To do: Identify each line below containing the string "components" and copy it.

Material:
◇ ◇ ◇ ◇

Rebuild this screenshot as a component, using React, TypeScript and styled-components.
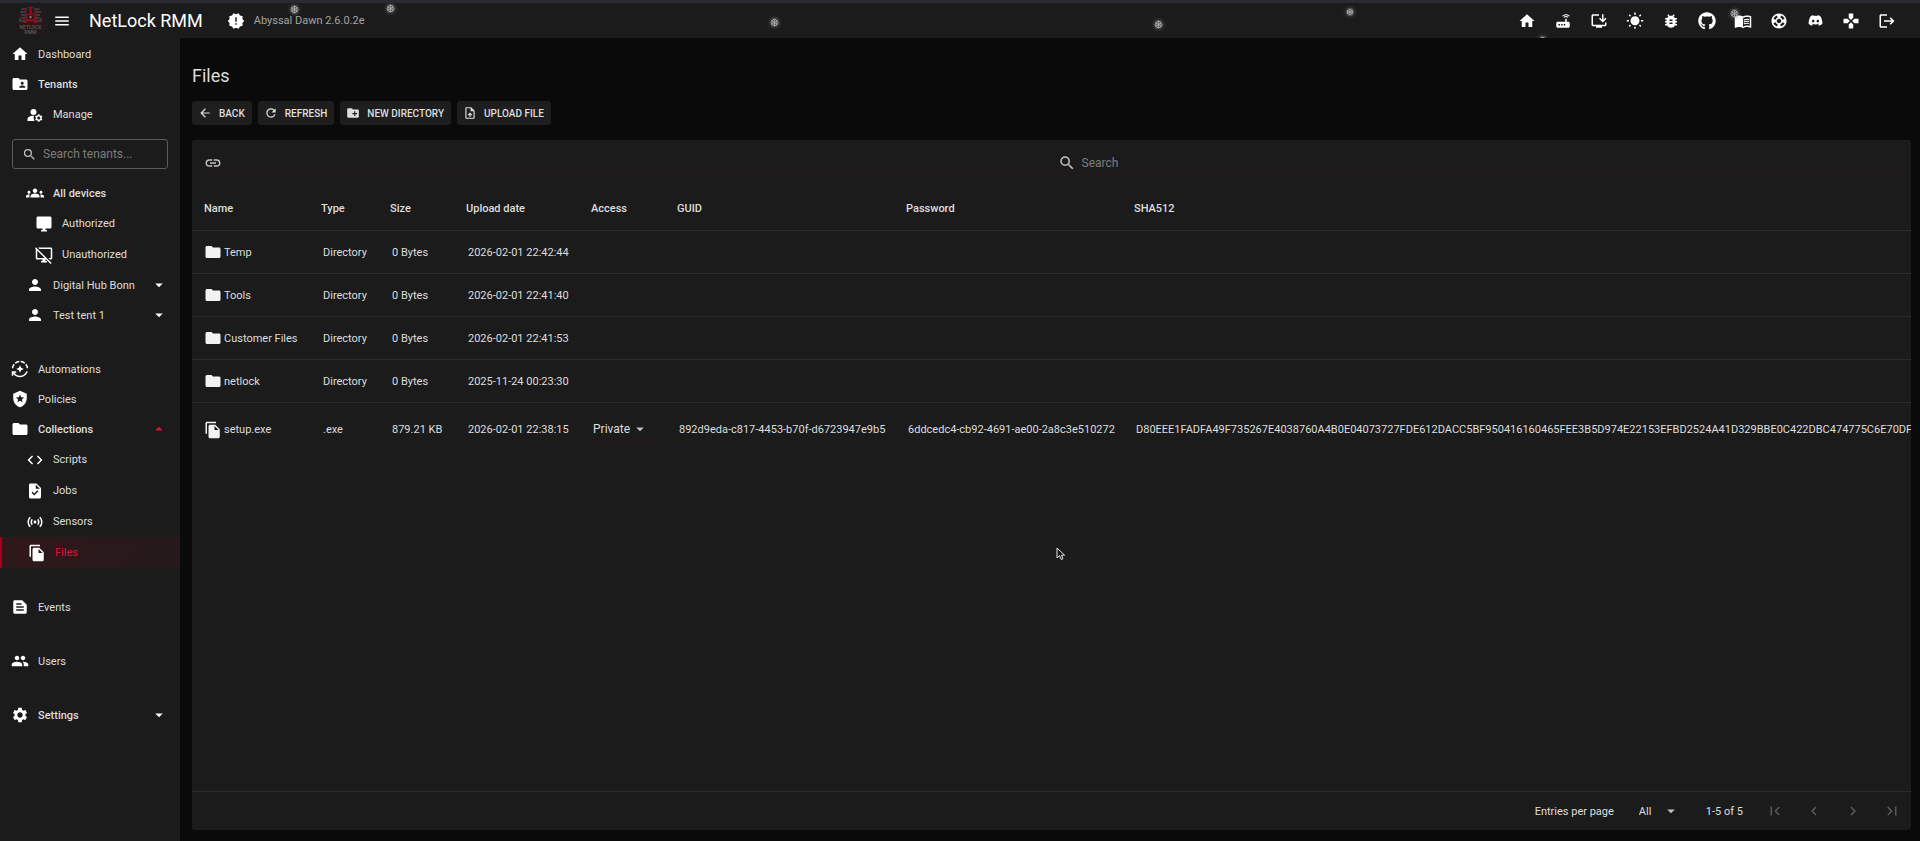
import React from "react";
import styled, { createGlobalStyle, css } from "styled-components";
import {
  MdArrowBack,
  MdArrowDropDown,
  MdArrowDropUp,
  MdAutoMode,
  MdBugReport,
  MdChevronLeft,
  MdChevronRight,
  MdCode,
  MdCreateNewFolder,
  MdDesktopAccessDisabled,
  MdFileCopy,
  MdFirstPage,
  MdFolder,
  MdFolderShared,
  MdGamepad,
  MdGroups,
  MdHome,
  MdInstallDesktop,
  MdLastPage,
  MdLink,
  MdLocalPolice,
  MdLogout,
  MdManageAccounts,
  MdMenu,
  MdMenuBook,
  MdNewReleases,
  MdPeople,
  MdPerson,
  MdRefresh,
  MdRouter,
  MdSearch,
  MdSensors,
  MdSettings,
  MdSupport,
  MdTask,
  MdTextSnippet,
  MdUploadFile,
  MdWbSunny,
} from "react-icons/md";
import { FaDiscord, FaGithub } from "react-icons/fa";

const GlobalStyle = createGlobalStyle`
  *, *::before, *::after { box-sizing: border-box; }
  body {
    margin: 0;
    background: #0a0a0a;
    color: #dedede;
    font: 400 11px/17px Roboto, "Liberation Sans", sans-serif;
  }
  button, input, select { font: inherit; color: inherit; }
  svg { display: block; flex: none; }
`;

const Page = styled.div`
  display: flex;
  flex-direction: column;
  min-height: 100vh;
`;

const TopBar = styled.header`
  position: relative;
  display: flex;
  align-items: center;
  height: 38px;
  padding: 0 15px 0 13px;
  background: #1b1b1b;
  border-top: 3px solid #2b2a33;
  overflow: hidden;
`;

const Logo = styled.svg`
  width: 36px;
  height: 34px;
  background: radial-gradient(closest-side, #30181a, #1b1b1b);
`;

const IconButton = styled.button<{ $size?: number; $dim?: boolean }>`
  display: grid;
  place-items: center;
  width: ${(p) => p.$size ?? 36}px;
  height: ${(p) => p.$size ?? 36}px;
  padding: 0;
  border: 0;
  background: none;
  color: ${(p) => (p.$dim ? "#5a5a5a" : "#fff")};
  font-size: 18px;
  cursor: pointer;
`;

const Brand = styled.h1`
  margin: 0 24px 0 14px;
  color: #fff;
  font-size: 18px;
  line-height: 24px;
  font-weight: 400;
`;

const Release = styled.div`
  display: flex;
  align-items: center;
  gap: 9px;
  color: #a4a4a4;

  svg {
    color: #fff;
    font-size: 18px;
  }
`;

const Actions = styled.div`
  display: flex;
  margin-left: auto;
`;

const Flake = styled.svg<{ $left: number; $top: number; $size: number }>`
  position: absolute;
  left: ${(p) => p.$left}%;
  top: ${(p) => p.$top}px;
  width: ${(p) => p.$size}px;
  height: ${(p) => p.$size}px;
  margin-left: 2px;
  color: #a8a8a8;
  pointer-events: none;
  filter: drop-shadow(0 0 2px #999);
`;

const Body = styled.div`
  display: flex;
  flex: 1;
`;

const Sidebar = styled.nav`
  display: flex;
  flex: none;
  flex-direction: column;
  gap: 24px;
  width: 180px;
  padding-top: 1px;
  background: #1b1b1b;
`;

const NavLink = styled.a<{ $level: number; $strong?: boolean; $active?: boolean }>`
  display: flex;
  align-items: center;
  gap: 9px;
  height: ${(p) => (p.$level < 2 ? 30 : 31)}px;
  padding: 0 12px 0 ${(p) => [11, 26, 35, 26][p.$level]}px;
  color: #dedede;
  font-weight: ${(p) => (p.$strong ? 500 : 400)};
  text-decoration: none;

  > svg {
    color: #fff;
    font-size: 18px;
  }

  ${(p) =>
    p.$active &&
    css`
      border-left: 2px solid #a80018;
      background: linear-gradient(135deg, #301719, #241a1b);
      color: #dc143c;
    `}
`;

const Caret = styled.span<{ $open?: boolean }>`
  margin-left: auto;
  color: ${(p) => (p.$open ? "#dc143c" : "#fff")};
  font-size: 18px;
`;

const TenantSearch = styled.label`
  display: flex;
  align-items: center;
  gap: 6px;
  height: 30px;
  margin: 9px 12px;
  padding: 0 9px;
  border: 1px solid #5a5a5a;
  border-radius: 3px;
  color: #c0c0c0;
  font-size: 15px;
`;

const TextInput = styled.input`
  flex: 1;
  min-width: 0;
  padding: 0;
  border: 0;
  outline: 0;
  background: none;
  font-size: 12px;
  line-height: 18px;

  &::placeholder {
    color: #7d7d7d;
    opacity: 1;
  }
`;

const Main = styled.main`
  display: flex;
  flex: 1;
  flex-direction: column;
  min-width: 0;
  padding: 26px 9px 11px 12px;
`;

const Title = styled.h2`
  margin: 0 0 13px;
  font-size: 18px;
  line-height: 24px;
  font-weight: 400;
`;

const ButtonRow = styled.div`
  display: flex;
  gap: 6px;
  margin-bottom: 15px;
`;

const ToolButton = styled.button`
  display: flex;
  align-items: center;
  gap: 7px;
  height: 24px;
  padding: 0 7px 0 6px;
  border: 0;
  border-radius: 3px;
  background: #1e1e1e;
  font-size: 10px;
  font-weight: 500;
  text-transform: uppercase;
  cursor: pointer;

  svg {
    font-size: 14px;
  }
`;

const Card = styled.section`
  display: flex;
  flex: 1;
  flex-direction: column;
  border-radius: 3px;
  background: #1b1b1b;
  overflow: hidden;
`;

const CardToolbar = styled.div`
  display: grid;
  grid-template-columns: 1fr 1fr;
  align-items: center;
  height: 36px;
  margin: 0 6px 11px 12px;
  padding-top: 11px;
  border-bottom: 1px solid #2a1719;

  button {
    color: #c4c4c4;
  }
`;

const FileSearch = styled.label`
  display: flex;
  align-items: center;
  gap: 6px;
  padding-left: 3px;
  color: #c4c4c4;
  font-size: 18px;
`;

const TableArea = styled.div`
  flex: 1;
  overflow: hidden;
`;

const FileTable = styled.table`
  width: 100%;
  table-layout: fixed;
  border-collapse: separate;
  border-spacing: 0;
  white-space: nowrap;
`;

const Col = styled.col<{ $width?: number }>`
  width: ${(p) => (p.$width ? `${p.$width}px` : "auto")};
`;

const HeadCell = styled.th`
  height: 44px;
  padding: 0 0 0 12px;
  border-bottom: 1px solid #2c2c2c;
  text-align: left;
  font-weight: 500;
`;

const Cell = styled.td<{ $last?: boolean }>`
  height: ${(p) => (p.$last ? 53 : 43)}px;
  padding: 0 0 0 14px;
  border-bottom: ${(p) => (p.$last ? "0" : "1px solid #2c2c2c")};
  overflow: hidden;
`;

const FileName = styled.span`
  display: flex;
  align-items: center;
  gap: 2px;
  margin-left: -2px;

  svg {
    color: #f2f2f2;
    font-size: 18px;
  }
`;

const SelectBox = styled.span<{ $underline?: boolean; $width: number }>`
  display: grid;
  grid-template-columns: 1fr 18px;
  align-items: center;
  width: ${(p) => p.$width}px;
  border-bottom: ${(p) => (p.$underline ? "1px solid #301518" : "0")};
  color: #c4c4c4;
  font-size: 18px;

  select {
    grid-area: 1 / 1 / 2 / 3;
    width: 100%;
    height: 24px;
    padding: 0;
    border: 0;
    outline: 0;
    appearance: none;
    background: none;
    color: #dedede;
    font-size: ${(p) => (p.$underline ? 12 : 11)}px;
  }

  svg {
    grid-area: 1 / 2;
    pointer-events: none;
  }
`;

const Footer = styled.footer`
  display: flex;
  align-items: center;
  justify-content: flex-end;
  height: 39px;
  padding-right: 1px;
  border-top: 1px solid #2c2c2c;
`;

const FooterLabel = styled.label`
  display: flex;
  align-items: center;
  gap: 25px;
`;

const PageRange = styled.span`
  margin: 0 14px 0 26px;
`;

const Pager = styled.div`
  display: flex;
  gap: 3px;
`;

const Pointer = styled.svg`
  position: fixed;
  left: 55%;
  top: 65%;
  width: 10px;
  height: 14px;
  pointer-events: none;
`;

const MonitorIcon = () => (
  <svg width="18" height="18" viewBox="0 0 24 24" fill="currentColor" aria-hidden="true">
    <path d="M20 2H4c-1.1 0-2 .9-2 2v12c0 1.1.9 2 2 2h6v2H8v2h8v-2h-2v-2h6c1.1 0 2-.9 2-2V4c0-1.1-.9-2-2-2z" />
  </svg>
);

const BrandMark = () => (
  <Logo viewBox="0 0 36 34" role="img" aria-label="NetLock RMM">
    <g fill="none" stroke="#655254" strokeWidth="1">
      <path d="M13 5H8.500M13 8H7M12 11H8M12 14H8.500M13 17H7V14" />
      <path d="M22 5H26.500M22 8H28M23 11H27M23 14H26.500M22 17H28V14" />
      <path d="M13 17V6q1-3 4.500-3T22 6v11" stroke="#5a2a2e" />
    </g>
    <path d="M17.500 3v7" stroke="#b00018" strokeWidth="2" />
    <ellipse cx="17.500" cy="13" rx="5" ry="3" fill="none" stroke="#960c1c" strokeWidth="1.500" />
    <circle cx="17.500" cy="13" r="1.200" fill="#887072" />
    <path d="M14 15l-4 4h4zM21 15l4 4h-4z" fill="#960c1c" />
    <path d="M14 17h7" stroke="#960c1c" />
    <text x="17.500" y="25" textAnchor="middle" fontSize="5" fontWeight="500" fill="#625658">
      NETLOCK
    </text>
    <text x="17.500" y="30" textAnchor="middle" fontSize="5" fontWeight="500" fill="#625658">
      RMM
    </text>
  </Logo>
);

const flakes = [
  { left: 15, top: 2, size: 9 },
  { left: 20, top: 1, size: 9 },
  { left: 40, top: 15, size: 9 },
  { left: 60, top: 17, size: 9 },
  { left: 70, top: 5, size: 8 },
  { left: 80, top: 33, size: 9 },
  { left: 90, top: 6, size: 9 },
];

const actions = [
  { label: "Home", icon: <MdHome /> },
  { label: "Relay", icon: <MdRouter /> },
  { label: "Download agent", icon: <MdInstallDesktop /> },
  { label: "Theme", icon: <MdWbSunny /> },
  { label: "Report a bug", icon: <MdBugReport /> },
  { label: "GitHub", icon: <FaGithub /> },
  { label: "Documentation", icon: <MdMenuBook /> },
  { label: "Support", icon: <MdSupport /> },
  { label: "Discord", icon: <FaDiscord size={15} /> },
  { label: "Games", icon: <MdGamepad /> },
  { label: "Log out", icon: <MdLogout /> },
];

const columns = [
  { name: "Name", width: 117 },
  { name: "Type", width: 69 },
  { name: "Size", width: 76 },
  { name: "Upload date", width: 125 },
  { name: "Access", width: 86 },
  { name: "GUID", width: 229 },
  { name: "Password", width: 228 },
  { name: "SHA512" },
];

const directories = [
  { name: "Temp", date: "2026-02-01 22:42:44" },
  { name: "Tools", date: "2026-02-01 22:41:40" },
  { name: "Customer Files", date: "2026-02-01 22:41:53" },
  { name: "netlock", date: "2025-11-24 00:23:30" },
];

type NavItemProps = {
  icon: React.ReactNode;
  label: string;
  level?: number;
  strong?: boolean;
  active?: boolean;
  caret?: "up" | "down";
};

const NavItem = ({ icon, label, level = 0, strong, active, caret }: NavItemProps) => (
  <NavLink href="#" $level={level} $strong={strong} $active={active} aria-current={active ? "page" : undefined}>
    {icon}
    {label}
    {caret && <Caret $open={caret === "up"}>{caret === "up" ? <MdArrowDropUp /> : <MdArrowDropDown />}</Caret>}
  </NavLink>
);

export default function App() {
  return (
    <Page>
      <GlobalStyle />
      <TopBar>
        <BrandMark />
        <IconButton $size={26} aria-label="Toggle menu">
          <MdMenu />
        </IconButton>
        <Brand>NetLock RMM</Brand>
        <Release>
          <MdNewReleases />
          Abyssal Dawn 2.6.0.2e
        </Release>
        <Actions>
          {actions.map((a) => (
            <IconButton key={a.label} aria-label={a.label}>
              {a.icon}
            </IconButton>
          ))}
        </Actions>
        {flakes.map((f) => (
          <Flake key={f.left} $left={f.left} $top={f.top} $size={f.size} viewBox="0 0 10 10" aria-hidden="true">
            <path
              d="M5 .5v9M1.200 2.800l7.600 4.400M1.200 7.200l7.600-4.400M3 .8l2 2 2-2M3 9.200l2-2 2 2M.8 4.800l2-.6-.2-2.200M9.200 4.800l-2-.6.2-2.200M.8 5.400l2 .6-.2 2.200M9.200 5.400l-2 .6.2 2.200"
              stroke="currentColor"
              strokeWidth="1"
              fill="none"
            />
          </Flake>
        ))}
      </TopBar>

      <Body>
        <Sidebar aria-label="Main">
          <div>
            <NavItem icon={<MdHome />} label="Dashboard" />
            <NavItem icon={<MdFolderShared />} label="Tenants" strong />
            <NavItem icon={<MdManageAccounts />} label="Manage" level={3} />
            <TenantSearch>
              <MdSearch />
              <TextInput type="text" placeholder="Search tenants..." aria-label="Search tenants" />
            </TenantSearch>
            <NavItem icon={<MdGroups />} label="All devices" level={1} strong />
            <NavItem icon={<MonitorIcon />} label="Authorized" level={2} />
            <NavItem icon={<MdDesktopAccessDisabled />} label="Unauthorized" level={2} />
            <NavItem icon={<MdPerson />} label="Digital Hub Bonn" level={1} caret="down" />
            <NavItem icon={<MdPerson />} label="Test tent 1" level={1} caret="down" />
          </div>
          <div>
            <NavItem icon={<MdAutoMode />} label="Automations" />
            <NavItem icon={<MdLocalPolice />} label="Policies" />
            <NavItem icon={<MdFolder />} label="Collections" strong caret="up" />
            <NavItem icon={<MdCode />} label="Scripts" level={3} />
            <NavItem icon={<MdTask />} label="Jobs" level={3} />
            <NavItem icon={<MdSensors />} label="Sensors" level={3} />
            <NavItem icon={<MdFileCopy />} label="Files" level={3} active />
          </div>
          <NavItem icon={<MdTextSnippet />} label="Events" />
          <NavItem icon={<MdPeople />} label="Users" />
          <NavItem icon={<MdSettings />} label="Settings" strong caret="down" />
        </Sidebar>

        <Main>
          <Title>Files</Title>
          <ButtonRow>
            <ToolButton>
              <MdArrowBack />
              Back
            </ToolButton>
            <ToolButton>
              <MdRefresh />
              Refresh
            </ToolButton>
            <ToolButton>
              <MdCreateNewFolder />
              New directory
            </ToolButton>
            <ToolButton>
              <MdUploadFile />
              Upload file
            </ToolButton>
          </ButtonRow>

          <Card>
            <CardToolbar>
              <IconButton $size={18} aria-label="Copy link">
                <MdLink />
              </IconButton>
              <FileSearch>
                <MdSearch />
                <TextInput type="text" placeholder="Search" aria-label="Search files" />
              </FileSearch>
            </CardToolbar>

            <TableArea>
              <FileTable>
                <colgroup>
                  {columns.map((c) => (
                    <Col key={c.name} $width={c.width} />
                  ))}
                </colgroup>
                <thead>
                  <tr>
                    {columns.map((c) => (
                      <HeadCell key={c.name} scope="col">
                        {c.name}
                      </HeadCell>
                    ))}
                  </tr>
                </thead>
                <tbody>
                  {directories.map((d) => (
                    <tr key={d.name}>
                      <Cell>
                        <FileName>
                          <MdFolder />
                          {d.name}
                        </FileName>
                      </Cell>
                      <Cell>Directory</Cell>
                      <Cell>0 Bytes</Cell>
                      <Cell>{d.date}</Cell>
                      <Cell />
                      <Cell />
                      <Cell />
                      <Cell />
                    </tr>
                  ))}
                  <tr>
                    <Cell $last>
                      <FileName>
                        <MdFileCopy />
                        setup.exe
                      </FileName>
                    </Cell>
                    <Cell $last>.exe</Cell>
                    <Cell $last>879.21 KB</Cell>
                    <Cell $last>2026-02-01 22:38:15</Cell>
                    <Cell $last>
                      <SelectBox $underline $width={56}>
                        <select aria-label="Access">
                          <option>Private</option>
                        </select>
                        <MdArrowDropDown />
                      </SelectBox>
                    </Cell>
                    <Cell $last>892d9eda-c817-4453-b70f-d6723947e9b5</Cell>
                    <Cell $last>6ddcedc4-cb92-4691-ae00-2a8c3e510272</Cell>
                    <Cell $last>
                      D80EEE1FADFA49F735267E4038760A4B0E04073727FDE612DACC5BF950416160465FEE3B5D974E22153EFBD2524A41D329BBE0C422DBC474775C6E70DFC9B
                    </Cell>
                  </tr>
                </tbody>
              </FileTable>
            </TableArea>

            <Footer>
              <FooterLabel>
                Entries per page
                <SelectBox $width={41}>
                  <select>
                    <option>All</option>
                  </select>
                  <MdArrowDropDown />
                </SelectBox>
              </FooterLabel>
              <PageRange>1-5 of 5</PageRange>
              <Pager>
                <IconButton $dim disabled aria-label="First page">
                  <MdFirstPage />
                </IconButton>
                <IconButton $dim disabled aria-label="Previous page">
                  <MdChevronLeft />
                </IconButton>
                <IconButton $dim disabled aria-label="Next page">
                  <MdChevronRight />
                </IconButton>
                <IconButton $dim disabled aria-label="Last page">
                  <MdLastPage />
                </IconButton>
              </Pager>
            </Footer>
          </Card>
        </Main>
      </Body>

      <Pointer viewBox="0 0 10 14" aria-hidden="true">
        <path d="M1 1v10l2.500-2.300L5.200 12.500l1.800-.8L5.400 8.200H8.600z" fill="#1b1b1b" stroke="#e6e6e6" strokeWidth="1" />
      </Pointer>
    </Page>
  );
}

◇ ◇ ◇ ◇

The reply:
Rebuild this screenshot as a component, using React, TypeScript and styled-components.
import styled, { createGlobalStyle, css } from "styled-components";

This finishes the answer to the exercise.